EXERCISE —
Lines containing the word "components" should be extracted in full.

[RECORDS FOR THE EXERCISE start]

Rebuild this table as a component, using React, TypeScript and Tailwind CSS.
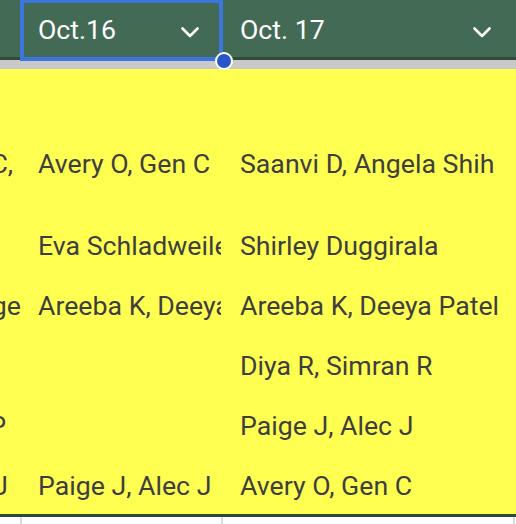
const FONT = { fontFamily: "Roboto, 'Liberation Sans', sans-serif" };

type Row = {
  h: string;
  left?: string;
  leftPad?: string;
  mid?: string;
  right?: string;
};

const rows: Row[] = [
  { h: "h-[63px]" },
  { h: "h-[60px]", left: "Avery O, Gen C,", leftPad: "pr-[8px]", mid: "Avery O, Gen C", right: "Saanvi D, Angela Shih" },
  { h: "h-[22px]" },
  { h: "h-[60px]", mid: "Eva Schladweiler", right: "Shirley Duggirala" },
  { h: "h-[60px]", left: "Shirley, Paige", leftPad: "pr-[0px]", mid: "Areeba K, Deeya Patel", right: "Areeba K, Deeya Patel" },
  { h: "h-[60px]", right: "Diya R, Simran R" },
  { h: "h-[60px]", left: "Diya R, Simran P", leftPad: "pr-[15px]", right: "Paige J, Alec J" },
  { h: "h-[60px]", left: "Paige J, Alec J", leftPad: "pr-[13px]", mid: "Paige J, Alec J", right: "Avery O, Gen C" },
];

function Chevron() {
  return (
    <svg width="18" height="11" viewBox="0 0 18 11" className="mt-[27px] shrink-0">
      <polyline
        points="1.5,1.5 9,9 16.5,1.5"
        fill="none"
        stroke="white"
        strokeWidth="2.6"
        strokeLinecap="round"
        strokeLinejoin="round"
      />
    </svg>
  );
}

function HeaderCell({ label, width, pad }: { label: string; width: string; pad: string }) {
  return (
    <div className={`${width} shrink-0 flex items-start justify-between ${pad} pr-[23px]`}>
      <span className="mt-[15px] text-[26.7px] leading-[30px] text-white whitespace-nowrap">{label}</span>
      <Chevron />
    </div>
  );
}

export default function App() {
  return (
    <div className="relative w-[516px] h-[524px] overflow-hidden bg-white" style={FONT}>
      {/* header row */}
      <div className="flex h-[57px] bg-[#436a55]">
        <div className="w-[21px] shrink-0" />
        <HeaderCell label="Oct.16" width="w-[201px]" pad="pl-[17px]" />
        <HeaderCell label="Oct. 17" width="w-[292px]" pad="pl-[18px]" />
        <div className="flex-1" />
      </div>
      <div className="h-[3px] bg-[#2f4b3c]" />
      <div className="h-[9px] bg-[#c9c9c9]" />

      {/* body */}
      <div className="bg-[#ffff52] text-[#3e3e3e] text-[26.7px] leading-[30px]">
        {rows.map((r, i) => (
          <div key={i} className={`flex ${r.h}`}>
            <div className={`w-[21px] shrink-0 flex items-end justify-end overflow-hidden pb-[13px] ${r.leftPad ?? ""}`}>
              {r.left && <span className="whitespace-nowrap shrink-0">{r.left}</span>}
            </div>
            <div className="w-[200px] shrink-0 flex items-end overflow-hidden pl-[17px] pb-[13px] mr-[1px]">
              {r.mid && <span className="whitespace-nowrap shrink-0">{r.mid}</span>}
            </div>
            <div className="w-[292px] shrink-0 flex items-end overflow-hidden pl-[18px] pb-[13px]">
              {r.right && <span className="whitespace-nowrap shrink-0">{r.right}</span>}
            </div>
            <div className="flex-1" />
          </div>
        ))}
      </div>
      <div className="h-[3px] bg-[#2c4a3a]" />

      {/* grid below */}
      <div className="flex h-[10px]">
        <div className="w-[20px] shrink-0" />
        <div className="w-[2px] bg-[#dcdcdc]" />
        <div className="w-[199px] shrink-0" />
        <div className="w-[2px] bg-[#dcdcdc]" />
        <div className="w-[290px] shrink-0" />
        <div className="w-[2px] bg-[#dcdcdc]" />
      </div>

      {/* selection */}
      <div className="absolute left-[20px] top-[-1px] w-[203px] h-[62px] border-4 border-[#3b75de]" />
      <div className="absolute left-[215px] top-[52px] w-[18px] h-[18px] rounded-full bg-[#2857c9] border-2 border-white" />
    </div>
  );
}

[RECORDS FOR THE EXERCISE end]
[RECORDS FOR THE EXERCISE start]

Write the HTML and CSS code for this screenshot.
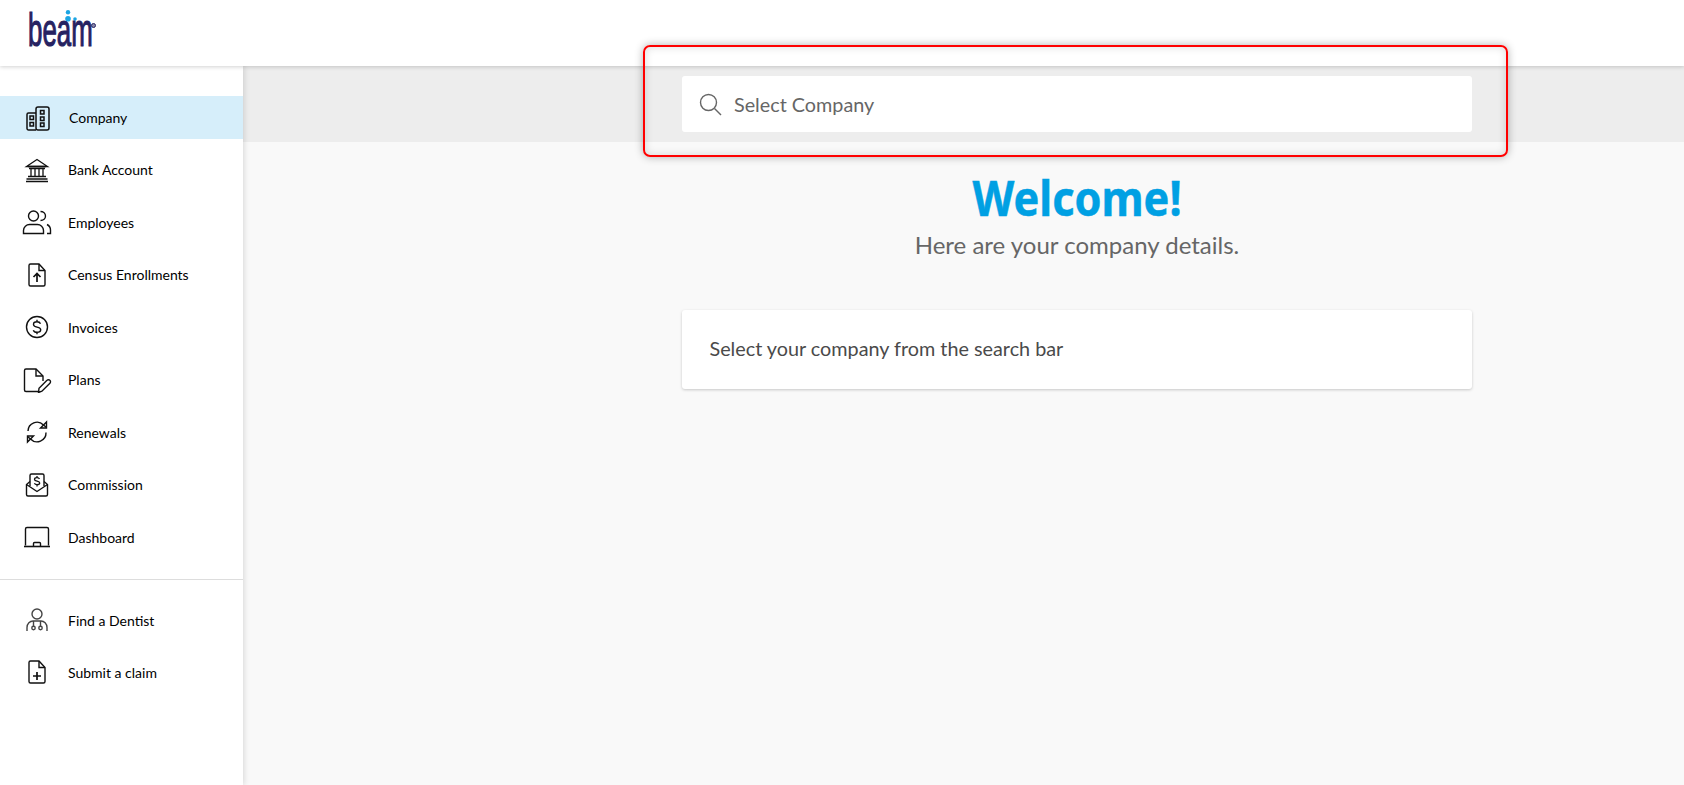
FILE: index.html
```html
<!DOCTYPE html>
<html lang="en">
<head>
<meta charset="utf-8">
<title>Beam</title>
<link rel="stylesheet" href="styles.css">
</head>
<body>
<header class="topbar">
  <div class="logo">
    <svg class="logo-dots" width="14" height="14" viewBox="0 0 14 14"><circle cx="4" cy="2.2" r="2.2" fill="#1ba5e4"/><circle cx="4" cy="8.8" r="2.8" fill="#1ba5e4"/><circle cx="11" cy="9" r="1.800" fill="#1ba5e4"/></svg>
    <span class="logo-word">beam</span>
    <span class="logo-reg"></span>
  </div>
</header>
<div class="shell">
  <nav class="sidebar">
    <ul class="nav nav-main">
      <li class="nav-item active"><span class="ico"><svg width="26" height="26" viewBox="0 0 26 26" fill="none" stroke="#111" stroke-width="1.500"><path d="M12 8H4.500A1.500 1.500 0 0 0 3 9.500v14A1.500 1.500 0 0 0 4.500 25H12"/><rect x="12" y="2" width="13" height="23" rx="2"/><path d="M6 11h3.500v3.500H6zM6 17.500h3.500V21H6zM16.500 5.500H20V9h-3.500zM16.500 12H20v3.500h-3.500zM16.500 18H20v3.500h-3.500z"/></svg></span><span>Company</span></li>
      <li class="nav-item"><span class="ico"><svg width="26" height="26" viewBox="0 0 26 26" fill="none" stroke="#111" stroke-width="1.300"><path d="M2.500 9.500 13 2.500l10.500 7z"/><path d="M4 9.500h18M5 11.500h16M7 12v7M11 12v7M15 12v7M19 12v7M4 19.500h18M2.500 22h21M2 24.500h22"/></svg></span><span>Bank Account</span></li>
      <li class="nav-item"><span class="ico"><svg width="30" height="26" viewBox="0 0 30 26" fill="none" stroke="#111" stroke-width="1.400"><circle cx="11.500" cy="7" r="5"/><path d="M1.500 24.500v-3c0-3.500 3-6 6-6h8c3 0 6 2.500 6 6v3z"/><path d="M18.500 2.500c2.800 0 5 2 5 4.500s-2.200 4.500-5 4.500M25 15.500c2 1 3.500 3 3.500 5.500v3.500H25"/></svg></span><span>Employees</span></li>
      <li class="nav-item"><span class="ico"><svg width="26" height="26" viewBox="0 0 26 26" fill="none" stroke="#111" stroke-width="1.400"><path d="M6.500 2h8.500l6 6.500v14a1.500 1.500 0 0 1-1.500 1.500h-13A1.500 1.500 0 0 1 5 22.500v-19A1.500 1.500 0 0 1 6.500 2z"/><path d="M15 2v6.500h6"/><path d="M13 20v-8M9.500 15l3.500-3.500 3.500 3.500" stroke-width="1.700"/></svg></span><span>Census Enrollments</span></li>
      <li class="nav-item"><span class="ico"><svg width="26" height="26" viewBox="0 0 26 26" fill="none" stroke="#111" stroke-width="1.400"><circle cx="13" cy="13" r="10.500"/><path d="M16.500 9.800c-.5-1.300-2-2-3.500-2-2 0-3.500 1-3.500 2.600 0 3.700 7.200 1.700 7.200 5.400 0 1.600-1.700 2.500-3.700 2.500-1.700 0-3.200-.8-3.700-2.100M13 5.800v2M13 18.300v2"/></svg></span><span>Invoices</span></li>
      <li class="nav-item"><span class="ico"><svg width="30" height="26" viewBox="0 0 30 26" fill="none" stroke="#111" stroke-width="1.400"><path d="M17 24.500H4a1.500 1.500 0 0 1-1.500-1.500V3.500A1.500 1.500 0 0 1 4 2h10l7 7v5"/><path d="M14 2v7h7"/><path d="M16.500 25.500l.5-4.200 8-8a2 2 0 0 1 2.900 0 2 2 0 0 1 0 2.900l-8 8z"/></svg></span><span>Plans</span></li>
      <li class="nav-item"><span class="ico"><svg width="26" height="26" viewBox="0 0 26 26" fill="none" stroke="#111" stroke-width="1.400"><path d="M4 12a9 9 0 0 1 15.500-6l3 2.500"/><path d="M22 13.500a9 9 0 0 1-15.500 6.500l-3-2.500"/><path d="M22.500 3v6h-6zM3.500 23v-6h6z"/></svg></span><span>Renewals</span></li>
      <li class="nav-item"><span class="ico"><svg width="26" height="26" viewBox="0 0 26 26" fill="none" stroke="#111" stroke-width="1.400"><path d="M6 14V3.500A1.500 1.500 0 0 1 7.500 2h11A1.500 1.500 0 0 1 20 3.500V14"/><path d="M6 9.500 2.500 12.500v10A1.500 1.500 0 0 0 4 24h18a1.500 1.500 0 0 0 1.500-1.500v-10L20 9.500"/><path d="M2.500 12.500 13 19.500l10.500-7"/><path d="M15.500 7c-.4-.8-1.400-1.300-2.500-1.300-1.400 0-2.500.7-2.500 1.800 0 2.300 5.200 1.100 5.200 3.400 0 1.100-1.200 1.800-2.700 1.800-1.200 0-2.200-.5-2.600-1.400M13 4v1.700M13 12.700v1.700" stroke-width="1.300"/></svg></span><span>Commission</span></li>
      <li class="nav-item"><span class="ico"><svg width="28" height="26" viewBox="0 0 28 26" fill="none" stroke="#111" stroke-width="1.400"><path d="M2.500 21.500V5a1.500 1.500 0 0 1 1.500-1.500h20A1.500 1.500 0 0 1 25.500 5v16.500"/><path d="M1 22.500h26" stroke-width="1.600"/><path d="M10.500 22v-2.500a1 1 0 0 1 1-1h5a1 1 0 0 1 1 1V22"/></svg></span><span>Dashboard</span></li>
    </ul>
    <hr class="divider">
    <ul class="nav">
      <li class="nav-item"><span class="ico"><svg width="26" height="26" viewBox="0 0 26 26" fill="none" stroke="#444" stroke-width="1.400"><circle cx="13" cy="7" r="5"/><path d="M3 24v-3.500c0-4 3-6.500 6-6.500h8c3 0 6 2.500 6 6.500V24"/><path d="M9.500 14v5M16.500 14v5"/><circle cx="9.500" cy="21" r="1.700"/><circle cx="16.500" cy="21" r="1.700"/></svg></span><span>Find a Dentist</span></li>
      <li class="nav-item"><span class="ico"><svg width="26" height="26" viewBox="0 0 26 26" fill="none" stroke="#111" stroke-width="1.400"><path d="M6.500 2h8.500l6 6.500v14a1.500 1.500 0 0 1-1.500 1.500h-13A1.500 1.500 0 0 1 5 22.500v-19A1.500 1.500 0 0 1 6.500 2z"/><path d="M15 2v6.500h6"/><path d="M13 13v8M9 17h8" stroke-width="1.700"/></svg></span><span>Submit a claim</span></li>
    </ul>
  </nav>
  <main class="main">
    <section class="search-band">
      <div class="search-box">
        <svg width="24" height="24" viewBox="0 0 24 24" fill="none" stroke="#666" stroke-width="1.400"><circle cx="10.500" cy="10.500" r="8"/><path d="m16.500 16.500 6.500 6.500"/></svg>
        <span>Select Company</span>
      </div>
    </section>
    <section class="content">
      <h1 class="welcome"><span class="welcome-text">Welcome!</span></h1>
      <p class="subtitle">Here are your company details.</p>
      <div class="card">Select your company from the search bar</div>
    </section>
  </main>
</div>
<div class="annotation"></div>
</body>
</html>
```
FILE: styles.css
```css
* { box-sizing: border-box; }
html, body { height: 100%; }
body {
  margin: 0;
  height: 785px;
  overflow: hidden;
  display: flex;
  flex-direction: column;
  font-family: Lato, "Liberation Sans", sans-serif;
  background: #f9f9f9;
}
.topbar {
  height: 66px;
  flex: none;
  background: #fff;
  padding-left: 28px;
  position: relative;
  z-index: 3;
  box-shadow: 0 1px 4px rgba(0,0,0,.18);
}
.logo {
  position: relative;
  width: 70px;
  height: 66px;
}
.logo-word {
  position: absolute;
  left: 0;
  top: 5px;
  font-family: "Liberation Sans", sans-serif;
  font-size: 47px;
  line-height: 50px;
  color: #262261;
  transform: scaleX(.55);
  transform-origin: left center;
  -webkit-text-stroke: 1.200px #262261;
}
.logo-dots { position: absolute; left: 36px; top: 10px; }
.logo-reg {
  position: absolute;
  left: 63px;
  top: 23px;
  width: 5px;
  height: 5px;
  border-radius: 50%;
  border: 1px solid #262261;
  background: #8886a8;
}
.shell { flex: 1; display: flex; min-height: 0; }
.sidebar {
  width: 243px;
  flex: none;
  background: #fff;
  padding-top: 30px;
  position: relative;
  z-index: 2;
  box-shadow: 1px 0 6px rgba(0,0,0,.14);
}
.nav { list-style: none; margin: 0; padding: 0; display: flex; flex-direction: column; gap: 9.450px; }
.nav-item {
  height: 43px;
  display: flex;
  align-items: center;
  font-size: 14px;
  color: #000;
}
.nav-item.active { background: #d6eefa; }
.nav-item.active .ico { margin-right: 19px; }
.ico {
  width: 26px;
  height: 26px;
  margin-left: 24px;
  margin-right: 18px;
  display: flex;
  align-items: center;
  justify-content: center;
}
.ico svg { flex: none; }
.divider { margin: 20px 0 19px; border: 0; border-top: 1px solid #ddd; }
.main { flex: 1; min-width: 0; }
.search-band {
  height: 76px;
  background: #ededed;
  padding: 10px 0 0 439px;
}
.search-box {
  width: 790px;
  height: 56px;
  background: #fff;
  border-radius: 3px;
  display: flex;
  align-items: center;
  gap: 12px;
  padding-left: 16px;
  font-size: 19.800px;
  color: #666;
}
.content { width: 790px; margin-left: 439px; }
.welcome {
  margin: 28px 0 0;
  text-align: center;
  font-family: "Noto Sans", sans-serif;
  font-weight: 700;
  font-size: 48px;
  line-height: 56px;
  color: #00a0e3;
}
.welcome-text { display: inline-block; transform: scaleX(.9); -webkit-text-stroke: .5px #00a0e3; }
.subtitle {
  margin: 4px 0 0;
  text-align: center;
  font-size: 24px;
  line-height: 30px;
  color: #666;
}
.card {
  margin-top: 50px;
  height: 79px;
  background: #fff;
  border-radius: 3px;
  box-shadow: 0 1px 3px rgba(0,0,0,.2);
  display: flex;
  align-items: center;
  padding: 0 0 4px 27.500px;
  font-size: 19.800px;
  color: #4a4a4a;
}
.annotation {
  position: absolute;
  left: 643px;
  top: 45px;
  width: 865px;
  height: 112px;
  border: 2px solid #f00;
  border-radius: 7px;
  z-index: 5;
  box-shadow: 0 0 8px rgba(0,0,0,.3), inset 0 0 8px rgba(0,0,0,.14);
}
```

[RECORDS FOR THE EXERCISE end]
[RECORDS FOR THE EXERCISE start]

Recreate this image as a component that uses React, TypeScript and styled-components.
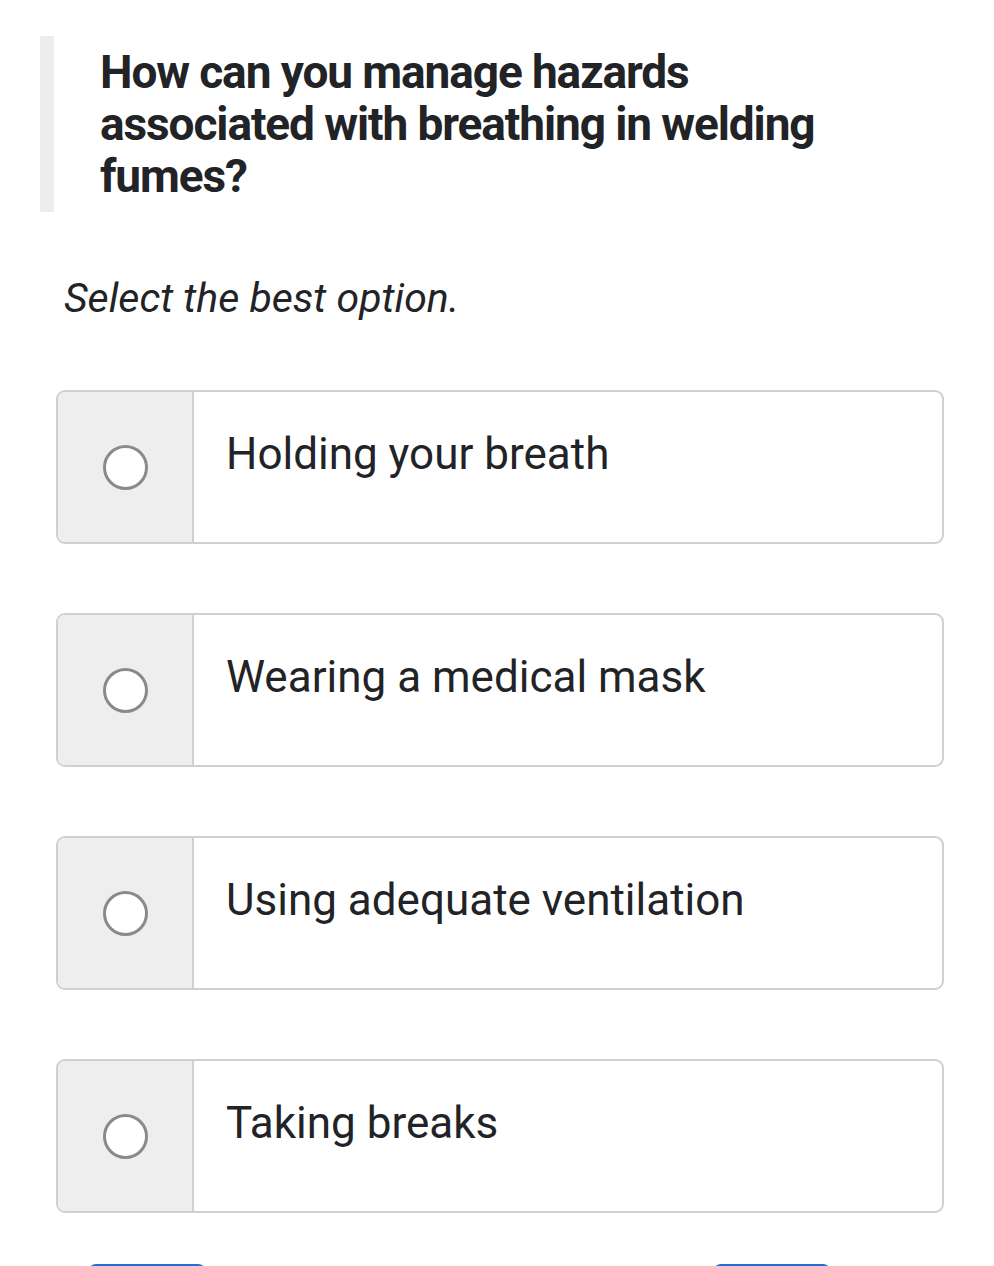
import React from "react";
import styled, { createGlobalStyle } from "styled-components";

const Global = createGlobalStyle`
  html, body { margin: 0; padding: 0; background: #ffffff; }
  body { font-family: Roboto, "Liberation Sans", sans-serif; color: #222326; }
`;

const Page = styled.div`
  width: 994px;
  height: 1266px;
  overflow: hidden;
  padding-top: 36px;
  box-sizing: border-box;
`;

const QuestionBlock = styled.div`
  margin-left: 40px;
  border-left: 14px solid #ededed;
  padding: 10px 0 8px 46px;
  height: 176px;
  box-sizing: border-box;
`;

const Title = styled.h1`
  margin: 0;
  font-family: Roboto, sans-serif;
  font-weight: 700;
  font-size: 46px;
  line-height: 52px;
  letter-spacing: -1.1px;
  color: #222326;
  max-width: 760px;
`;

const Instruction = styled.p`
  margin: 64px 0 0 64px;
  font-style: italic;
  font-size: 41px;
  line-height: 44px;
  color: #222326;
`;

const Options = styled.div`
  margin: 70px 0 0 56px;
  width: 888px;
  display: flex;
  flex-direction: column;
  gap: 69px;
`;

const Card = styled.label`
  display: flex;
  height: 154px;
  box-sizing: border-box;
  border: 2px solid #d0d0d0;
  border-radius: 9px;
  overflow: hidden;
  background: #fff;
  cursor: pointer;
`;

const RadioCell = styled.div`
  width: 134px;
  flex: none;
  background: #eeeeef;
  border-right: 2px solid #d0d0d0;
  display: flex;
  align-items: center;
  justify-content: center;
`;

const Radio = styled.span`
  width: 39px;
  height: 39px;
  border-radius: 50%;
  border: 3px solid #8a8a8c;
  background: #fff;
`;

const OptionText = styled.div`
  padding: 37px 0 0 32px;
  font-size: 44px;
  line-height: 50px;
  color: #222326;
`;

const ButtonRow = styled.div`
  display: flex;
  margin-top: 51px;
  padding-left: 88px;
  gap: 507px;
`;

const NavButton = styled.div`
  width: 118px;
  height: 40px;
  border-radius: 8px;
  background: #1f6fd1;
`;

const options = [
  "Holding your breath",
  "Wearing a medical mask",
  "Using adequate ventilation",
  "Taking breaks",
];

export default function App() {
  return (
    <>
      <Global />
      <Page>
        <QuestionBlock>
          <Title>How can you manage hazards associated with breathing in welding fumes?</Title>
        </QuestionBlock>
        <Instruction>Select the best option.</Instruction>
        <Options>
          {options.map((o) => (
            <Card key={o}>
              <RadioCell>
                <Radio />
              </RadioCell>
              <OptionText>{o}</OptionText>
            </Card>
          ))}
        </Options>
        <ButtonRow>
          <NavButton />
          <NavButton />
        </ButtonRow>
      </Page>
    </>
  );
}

[RECORDS FOR THE EXERCISE end]

SOLUTION FOR THIS PROBLEM —
Recreate this image as a component that uses React, TypeScript and styled-components.
import styled, { createGlobalStyle } from "styled-components";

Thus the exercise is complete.